TMU: Fall 2021, Fall 2022

FNTI: Winter 2022

This course considers the ways in which colonial power is produced, built, managed, and perpetuated through state and industry infrastructures. In North America, where colonialism is enacted through settlement and continued occupation of Indigenous lands, landscapes continue to be transformed to serve the interests of the settler state. How do Indigenous peoples imagine and relate to the land differently than settler governments? How do conflicts over infrastructure projects, land, and resources illuminate colonial power dynamics? What are the physical structures that produce settler colonialism and white possession and how can we understand them geographically? This course moves through multiple infrastructures to answer these questions, with a particular focus on historical and current projects to build railways, highways, dams, pipelines. We will end the course by considering how border infrastructures re-inscribe colonial ownership, and how Indigenous people continue to re-assert sovereignty on Indigenous lands.

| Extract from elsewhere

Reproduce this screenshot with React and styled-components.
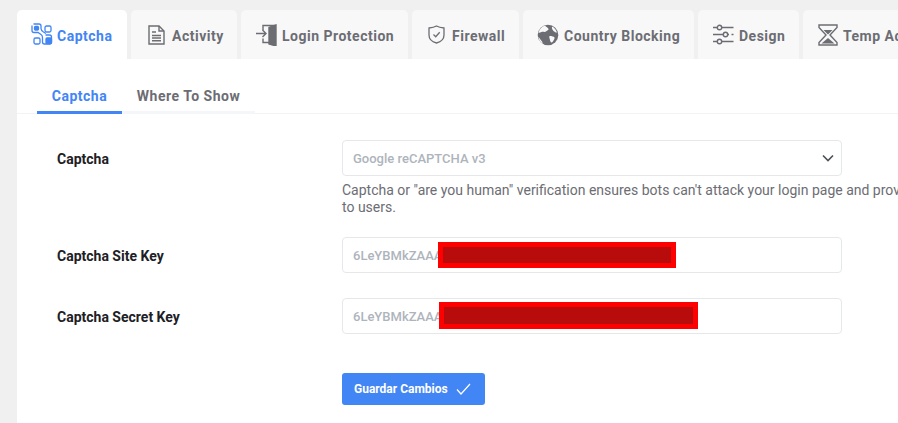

GEO509 Food, Place and Identity
(undergraduate)

TMU: Fall 2020, Fall 2021, Winter 2022

This course examines the role of place, race, and politics in the food system. In defining the geography of food as who eats what where and why, it considers how food's importance extends beyond mere nourishment; food is an idiom that provides individual and collective comfort and identity. However impoverished or affluent, contemporary cuisines are legacies of military conflict, colonization and commercial influence that have incorporated key, non-indigenous products that were introduced by the Columbian Exchange.